正當國民黨拉傅鷹入黨的時候,薩本棟病了。薩本棟非常器重傅鷹的學識和磊落的為人,多次找傅鷹談話,要推薦他繼任校長。當校長,更應參加國民黨,哪有不是國民黨員而當校長的?於是出於國民黨的執政需要,他們動用所有那些可能說服傅鷹先生的人,去說服他加入國民黨。有的人說服他,當校長就要帶頭加入國民黨,他的回答往往是:我寧可不當校長,也絕不參加國民黨!

在校務會議上,傅鷹痛快淋漓地大罵學校裏那些國民黨的“黨棍”,好多正直的教授暗地裏都為傅鷹捏一把汗。這時,國民黨CC係特務頭子陳立夫特地來到廈門大學,要“召見”傅鷹,勸他加入國民黨。傅鷹卻借口外出招生,硬是避而不見,使陳立夫空等了幾天,非常惱火。

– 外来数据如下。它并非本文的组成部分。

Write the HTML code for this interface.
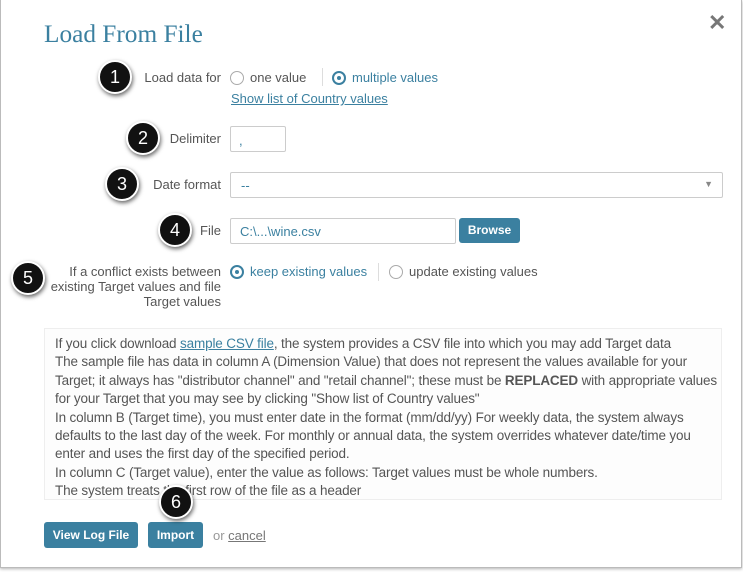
<!DOCTYPE html><html><head><style>
body{margin:0;width:743px;height:572px;background:#fff;font-family:"Liberation Sans",Arial,sans-serif;position:relative;overflow:hidden;color:#555}
.frame{position:absolute;left:0;top:0;width:740px;height:567px;border:1px solid #bbb;border-top:none;box-shadow:0 1px 3px rgba(0,0,0,.3)}
.a{position:absolute}
h1{position:absolute;left:44px;top:20px;margin:0;font-family:"Liberation Serif",serif;font-weight:normal;font-size:25.3px;color:#3b80a0}
.lbl{position:absolute;font-size:13px;color:#555;text-align:right}
.b{position:absolute;width:30px;height:30px;border-radius:50%;background:#111;border:2px solid #fff;box-shadow:1px 2px 4px rgba(0,0,0,.6);color:#fff;font-size:18px;text-align:center;line-height:30px;transform:translate(-17px,-17px)}
.radio{display:inline-block;width:14px;height:14px;border:1px solid #aaa;border-radius:50%;vertical-align:-3px;margin-right:6px;box-sizing:border-box;position:relative}
.radio.on{border:2px solid #3b80a0}
.radio.on:after{content:"";position:absolute;left:3px;top:3px;width:4px;height:4px;border-radius:50%;background:#3b80a0}
.opt{position:absolute;font-size:13px}
.inp{position:absolute;border:1px solid #ccc;border-radius:2px;box-sizing:border-box;font-size:13px;color:#3b80a0}
.btn{position:absolute;background:#3b80a0;color:#fff;font-weight:bold;font-size:12px;border-radius:3px;text-align:center}
.sep{position:absolute;width:1px;background:#ddd}
.txt{position:absolute;left:44px;top:328px;width:678px;height:172px;box-sizing:border-box;border:1px solid #eee;background:#fdfdfd;padding:6px 2px 6px 10px;font-size:13.5px;line-height:18.4px;color:#555;white-space:nowrap;letter-spacing:-0.15px;overflow:visible}
</style></head><body>
<div class="frame"></div>
<h1>Load From File</h1>
<div class="a" style="left:708px;top:10px;font-size:22px;color:#777;font-weight:bold">✕</div>

<div class="lbl" style="left:120px;top:70px;width:101px">Load data for</div>
<div class="opt" style="left:230px;top:70px"><span class="radio"></span>one value</div>
<div class="sep" style="left:322px;top:68px;height:18px"></div>
<div class="opt" style="left:332px;top:70px;color:#3b80a0"><span class="radio on"></span>multiple values</div>
<div class="opt" style="left:231px;top:91px;color:#3b80a0;text-decoration:underline">Show list of Country values</div>

<div class="lbl" style="left:120px;top:131px;width:101px">Delimiter</div>
<div class="inp" style="left:230px;top:126px;width:56px;height:26px;padding:6px 8px">,</div>

<div class="lbl" style="left:120px;top:177px;width:101px">Date format</div>
<div class="inp" style="left:230px;top:172px;width:493px;height:26px;padding:5px 10px">--<span style="position:absolute;right:9px;top:6px;font-size:9px;color:#888">▼</span></div>

<div class="lbl" style="left:120px;top:223px;width:101px">File</div>
<div class="inp" style="left:230px;top:218px;width:226px;height:26px;padding:5px 9px">C:\...\wine.csv</div>
<div class="btn" style="left:459px;top:218px;width:61px;height:25px;line-height:25px">Browse</div>

<div class="lbl" style="left:30px;top:264px;width:191px;line-height:15px">If a conflict exists between existing Target values and file Target values</div>
<div class="opt" style="left:230px;top:264px;color:#3b80a0"><span class="radio on"></span>keep existing values</div>
<div class="sep" style="left:378px;top:263px;height:18px"></div>
<div class="opt" style="left:389px;top:264px"><span class="radio"></span>update existing values</div>

<div class="txt">If you click download <span style="color:#3b80a0;text-decoration:underline">sample CSV file</span>, the system provides a CSV file into which you may add Target data<br>The sample file has data in column A (Dimension Value) that does not represent the values available for your<br>Target; it always has "distributor channel" and "retail channel"; these must be <b>REPLACED</b> with appropriate values<br>for your Target that you may see by clicking "Show list of Country values"<br>In column B (Target time), you must enter date in the format (mm/dd/yy) For weekly data, the system always<br>defaults to the last day of the week. For monthly or annual data, the system overrides whatever date/time you<br>enter and uses the first day of the specified period.<br>In column C (Target value), enter the value as follows: Target values must be whole numbers.<br>The system treats the first row of the file as a header</div>

<div class="btn" style="left:44px;top:522px;width:94px;height:26px;line-height:26px">View Log File</div>
<div class="btn" style="left:148px;top:522px;width:55px;height:26px;line-height:26px">Import</div>
<div class="opt" style="left:213px;top:528px;color:#999">or <span style="color:#777;text-decoration:underline">cancel</span></div>

<div class="b" style="left:115px;top:77px">1</div>
<div class="b" style="left:143px;top:138px">2</div>
<div class="b" style="left:122px;top:184px">3</div>
<div class="b" style="left:175px;top:230px">4</div>
<div class="b" style="left:28px;top:278px">5</div>
<div class="b" style="left:176px;top:502px">6</div>
</body></html>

傅鷹由於無法拒絕國民黨利誘無法在廈門大學立足,不得不於1944年重新回到重慶大學執教。重慶的境遇比廈門更壞。傅鷹曾回憶說:“到了重慶,耳聞目睹,沒有一件可以使人痛快的事。自己想活下去,就得同流合汙,心實不甘。在這種苦悶之中動了逃避現實的念頭——到美國去作研究。於是和張錦分別寫信給我們的導師,探聽有無機會。”巴特爾接到來信,欣喜萬分,立即聘請傅鷹赴美。傅鷹先生在選擇自己的道路上是毫不含糊的,有悖於自己意願的道路,他是寧願放棄自己的所有也要拒絕的,他在自己心甘情願地奉獻的道路上,他成績卓然。

傅鷹立誌於為國民教育民族素質的提高獻身自己的才華與辛勤勞動,而對於國民黨人的政治問題沒有絲毫意思。他拒絕了當時國民黨的說服而放棄做廈門大學的校長,他是選擇了自己的誌向,不願意與熱衷於國民黨政治的其他校長同道而列。誌不同道不合不相為謀,傅鷹先生走了自己想走的路。

無論在什麼年代,什麼時候,選擇自己該走的路。拒絕所有可能使自己的形象受到損害的因素,沿著自己的道路健康地發展、健康地成長,這樣就不失為一個真正主宰自己命運的人。